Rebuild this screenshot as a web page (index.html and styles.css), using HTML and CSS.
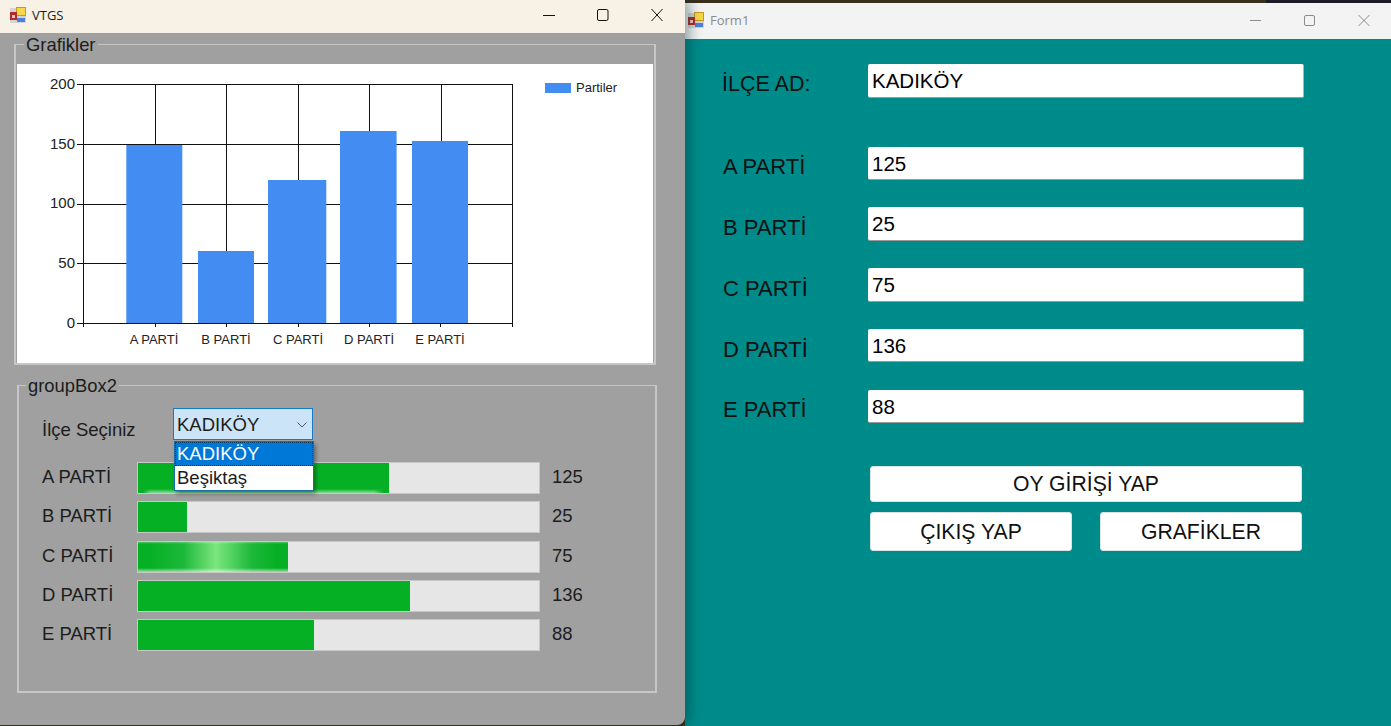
FILE: index.html
```html
<!DOCTYPE html>
<html lang="en">
<head>
    <meta charset="UTF-8">
    <meta name="viewport" content="width=device-width, initial-scale=1.0">
    <title>VTGS</title>
    <link rel="stylesheet" href="styles.css">
</head>
<body>

    <svg class="svg-defs" width="0" height="0">
        <symbol id="app-icon" viewBox="0 0 16 16">
            <rect x="0" y="1" width="16" height="15" fill="#d4d4d8"/>
            <rect x="6" y="0" width="10" height="9" fill="#c79a1e"/>
            <rect x="7" y="1" width="8" height="7" fill="#f7d84a"/>
            <rect x="0" y="5" width="7" height="8" fill="#b22a2a"/>
            <rect x="2" y="8" width="3" height="3" fill="#f4c4c4"/>
            <rect x="7" y="11" width="8" height="4" fill="#4f7fd8"/>
        </symbol>
    </svg>

    <div class="desktop">

        <!-- chart window -->
        <div class="window vtgs">
            <div class="titlebar vtgs-title">
                <svg class="app-icon"><use href="#app-icon"/></svg>
                <span class="title-text">VTGS</span>
                <div class="title-buttons">
                    <svg width="54" height="14" viewBox="0 0 54 14"><path d="M0 7.5H12" stroke="#111" fill="none"/></svg>
                    <svg width="54" height="14" viewBox="0 0 54 14"><rect x="0.5" y="1.5" width="10.5" height="11" rx="1.5" stroke="#111" fill="none"/></svg>
                    <svg width="12" height="14" viewBox="0 0 12 14"><path d="M0.5 1L11.5 13M11.5 1L0.5 13" stroke="#111" fill="none"/></svg>
                </div>
            </div>

            <div class="vtgs-body">
                <div class="group group-chart">
                    <span class="group-label">Grafikler</span>
                    <svg class="chart" width="636" height="299" viewBox="17 64 636 299">
                        <g stroke="#111" stroke-width="1" shape-rendering="crispEdges">
                            <path d="M155 84V323M226 84V323M298 84V323M369 84V323M441 84V323"/>
                            <path d="M83 144H512M83 204H512M83 263H512"/>
                        </g>
                        <g fill="#428cf2">
                            <rect x="126.3" y="145" width="56" height="178"/>
                            <rect x="198" y="251" width="56" height="72"/>
                            <rect x="268" y="180" width="58.3" height="143"/>
                            <rect x="340" y="131" width="56.6" height="192"/>
                            <rect x="412" y="141" width="56" height="182"/>
                        </g>
                        <g stroke="#111" stroke-width="1" shape-rendering="crispEdges" fill="none">
                            <path d="M83 84H512V323H83Z"/>
                            <path d="M77 84H83M77 144H83M77 204H83M77 263H83M77 323H83"/>
                            <path d="M155 323V327M226 323V327M298 323V327M369 323V327M440 323V327M83 323V327M512 323V327"/>
                        </g>
                        <g class="axis-y" text-anchor="end">
                            <text x="75" y="89">200</text>
                            <text x="75" y="149">150</text>
                            <text x="75" y="208">100</text>
                            <text x="75" y="268">50</text>
                            <text x="75" y="328">0</text>
                        </g>
                        <g class="axis-x" text-anchor="middle">
                            <text x="154" y="344">A PARTİ</text>
                            <text x="226" y="344">B PARTİ</text>
                            <text x="298" y="344">C PARTİ</text>
                            <text x="369" y="344">D PARTİ</text>
                            <text x="440" y="344">E PARTİ</text>
                        </g>
                        <rect x="545" y="83" width="26" height="10" fill="#428cf2"/>
                        <text class="legend-text" x="576" y="92">Partiler</text>
                    </svg>
                </div>

                <div class="group group-votes">
                    <span class="group-label">groupBox2</span>

                    <div class="district-row">
                        <span class="district-label">İlçe Seçiniz</span>
                        <div class="combo">
                            <span>KADIKÖY</span>
                            <svg width="10" height="6" viewBox="0 0 10 6"><path d="M0.5 0.5L5 5L9.5 0.5" stroke="#555" fill="none"/></svg>
                            <ul class="combo-list">
                                <li class="selected">KADIKÖY</li>
                                <li>Beşiktaş</li>
                            </ul>
                        </div>
                    </div>

                    <div class="vote-rows">
                        <div class="vote-row">
                            <span class="party">A PARTİ</span>
                            <div class="track"><div class="fill shine-low" style="width: 62.5%"></div></div>
                            <span class="count">125</span>
                        </div>
                        <div class="vote-row">
                            <span class="party">B PARTİ</span>
                            <div class="track"><div class="fill" style="width: 12.2%"></div></div>
                            <span class="count">25</span>
                        </div>
                        <div class="vote-row">
                            <span class="party">C PARTİ</span>
                            <div class="track"><div class="fill shine" style="width: 37.3%"></div></div>
                            <span class="count">75</span>
                        </div>
                        <div class="vote-row">
                            <span class="party">D PARTİ</span>
                            <div class="track"><div class="fill" style="width: 67.8%"></div></div>
                            <span class="count">136</span>
                        </div>
                        <div class="vote-row">
                            <span class="party">E PARTİ</span>
                            <div class="track"><div class="fill" style="width: 44%"></div></div>
                            <span class="count">88</span>
                        </div>
                    </div>
                </div>
            </div>
        </div>

        <!-- entry window -->
        <div class="window form1">
            <div class="titlebar form1-title">
                <svg class="app-icon"><use href="#app-icon"/></svg>
                <span class="title-text">Form1</span>
                <div class="title-buttons">
                    <svg width="54" height="14" viewBox="0 0 54 14"><path d="M0 7.5H11" stroke="#8c8c8c" fill="none"/></svg>
                    <svg width="54" height="14" viewBox="0 0 54 14"><rect x="0.5" y="2.5" width="10" height="10" rx="1.5" stroke="#8c8c8c" fill="none"/></svg>
                    <svg width="12" height="14" viewBox="0 0 12 14"><path d="M0.5 2L11.5 13M11.5 2L0.5 13" stroke="#8c8c8c" fill="none"/></svg>
                </div>
            </div>

            <div class="form1-body">
                <div class="field field-first">
                    <label>İLÇE AD:</label>
                    <div class="textbox">KADIKÖY</div>
                </div>
                <div class="field">
                    <label>A PARTİ</label>
                    <div class="textbox">125</div>
                </div>
                <div class="field">
                    <label>B PARTİ</label>
                    <div class="textbox">25</div>
                </div>
                <div class="field">
                    <label>C PARTİ</label>
                    <div class="textbox">75</div>
                </div>
                <div class="field">
                    <label>D PARTİ</label>
                    <div class="textbox">136</div>
                </div>
                <div class="field">
                    <label>E PARTİ</label>
                    <div class="textbox">88</div>
                </div>

                <div class="actions">
                    <button class="btn btn-wide">OY GİRİŞİ YAP</button>
                    <button class="btn btn-half">ÇIKIŞ YAP</button>
                    <button class="btn btn-half">GRAFİKLER</button>
                </div>
            </div>
        </div>

    </div>

</body>
</html>
```

FILE: styles.css
```css
html, body {
    margin: 0;
    padding: 0;
}
body {
    font-family: "Liberation Sans", Arial, sans-serif;
    color: #1c1c1c;
    overflow: hidden;
}
.svg-defs {
    position: absolute;
}
.desktop {
    display: flex;
    width: 1391px;
    height: 726px;
    overflow: hidden;
    background: linear-gradient(to right, #3a2f1c 91%, #1c1c28 91%);
}

/* windows */
.window {
    display: flex;
    flex-direction: column;
}
.vtgs {
    position: relative;
    z-index: 2;
    width: 685px;
    height: 725px;
    background-color: #a0a0a0;
    border-radius: 0 0 8px 0;
    box-shadow: 4px 0 14px rgba(0, 50, 50, 0.45);
}
.form1 {
    flex: 1;
    margin-top: 3px;
    background-color: #008b8b;
}
.titlebar {
    display: flex;
    align-items: center;
    flex-shrink: 0;
    box-sizing: border-box;
}
.vtgs-title {
    height: 33px;
    padding: 0 22px 3px 10px;
    background-color: #f8f1e6;
}
.form1-title {
    height: 36px;
    padding: 0 21px 2px 3px;
    background-color: #f3f3f3;
    color: #8a8a8a;
}
.app-icon {
    width: 16px;
    height: 16px;
    flex-shrink: 0;
}
.title-text {
    margin-left: 6px;
    font-family: "Open Sans", sans-serif;
    font-size: 13px;
}
.title-buttons {
    display: flex;
    margin-left: auto;
}

/* left window */
.vtgs-body {
    padding: 11px 0 0 14px;
}
.group {
    position: relative;
    box-sizing: border-box;
    border: 2px solid #c6c6c6;
    border-top-width: 1px;
}
.group-label {
    position: absolute;
    top: -10px;
    padding: 0 2px;
    font-size: 18.4px;
    line-height: 20px;
    background-color: #a0a0a0;
}
.group-chart {
    width: 642px;
    height: 321px;
    padding: 19px 1px 0;
}
.group-chart .group-label {
    left: 8px;
}
.chart {
    display: block;
    background-color: #fff;
}
.axis-y text {
    font-size: 15px;
    fill: #222;
}
.axis-x text {
    font-size: 13px;
    fill: #222;
}
.legend-text {
    font-size: 13px;
    fill: #222;
}
.group-votes {
    width: 640px;
    height: 308px;
    margin: 20px 0 0 3px;
    padding: 22px 0 0 23px;
}
.group-votes .group-label {
    left: 7px;
}
.district-row {
    display: flex;
    align-items: center;
    height: 32px;
    font-size: 18.5px;
}
.district-label {
    width: 131px;
    padding-top: 12px;
}
.combo {
    position: relative;
    box-sizing: border-box;
    display: flex;
    align-items: center;
    justify-content: space-between;
    width: 140px;
    height: 32px;
    padding: 1px 5px 0 3px;
    background-color: #cce4f7;
    border: 1px solid #1a78c8;
    font-size: 18.5px;
}
.combo-list {
    position: absolute;
    top: 32px;
    left: 0;
    box-sizing: border-box;
    width: 140px;
    margin: 0;
    padding: 0;
    list-style: none;
    background-color: #fff;
    border: 1px solid #1a6ea8;
    box-shadow: 2px 3px 4px rgba(0, 0, 0, 0.35);
}
.combo-list li {
    height: 24px;
    padding-left: 2px;
    line-height: 24px;
}
.combo-list .selected {
    background-color: #0078d7;
    color: #fff;
    outline: 1px dotted #0a3c66;
    outline-offset: -1px;
}
.vote-rows {
    display: flex;
    flex-direction: column;
    gap: 7.25px;
    margin-top: 22px;
}
.vote-row {
    display: flex;
    align-items: center;
    height: 32px;
    font-size: 18.5px;
}
.party {
    width: 95px;
    padding-bottom: 2px;
}
.track {
    box-sizing: border-box;
    width: 403px;
    height: 100%;
    background-color: #e6e6e6;
    border: 1px solid #c8c8c8;
}
.fill {
    height: 100%;
    background-color: #06b025;
}
.shine {
    background-image:
        linear-gradient(to top, rgba(255, 255, 255, 0.6), rgba(255, 255, 255, 0) 4px),
        linear-gradient(to bottom, rgba(255, 255, 255, 0.3), rgba(255, 255, 255, 0) 2px),
        linear-gradient(to right, #06b025 8%, #1cb83a 30%, #7ce67e 52%, #1cb83a 76%, #06b025 92%);
}
.shine-low {
    background-image:
        linear-gradient(to right, #06b025 2%, transparent 5%, transparent 94%, #06b025 98%),
        linear-gradient(to top, rgba(255, 255, 255, 0.55), rgba(255, 255, 255, 0) 4px);
}
.count {
    margin-left: 12px;
    padding-bottom: 2px;
}

/* right window */
.form1-body {
    padding: 25px 0 0 37px;
}
.field {
    display: flex;
    align-items: center;
    height: 33.5px;
    margin-bottom: 27.25px;
}
.field-first {
    margin-bottom: 49px;
}
.field label {
    box-sizing: border-box;
    width: 146px;
    padding: 8px 0 0 1px;
    font-size: 22px;
    color: #111;
}
.field-first label {
    padding: 7px 0 0;
    font-size: 21.5px;
}
.textbox {
    box-sizing: border-box;
    width: 436px;
    height: 100%;
    padding-left: 4px;
    background-color: #fff;
    border-radius: 2px;
    border-bottom: 1px solid #9a9a9a;
    border-right: 1px solid #b5b5b5;
    font-size: 20.5px;
    line-height: 34px;
    color: #000;
}
.actions {
    display: flex;
    flex-wrap: wrap;
    justify-content: space-between;
    width: 432px;
    row-gap: 10px;
    margin: 43px 0 0 148px;
}
.btn {
    padding: 0;
    background-color: #fff;
    border: 1px solid #d9e4e4;
    border-radius: 3px;
    font-family: inherit;
    font-size: 21.2px;
    color: #111;
}
.btn-wide {
    width: 100%;
    height: 36px;
}
.btn-half {
    width: 202px;
    height: 39px;
}
```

→ **Given exercise**
From the data above, show each line that contains "styles".

→ **Result for this task**
Rebuild this screenshot as a web page (index.html and styles.css), using HTML and CSS.
    <link rel="stylesheet" href="styles.css">
FILE: styles.css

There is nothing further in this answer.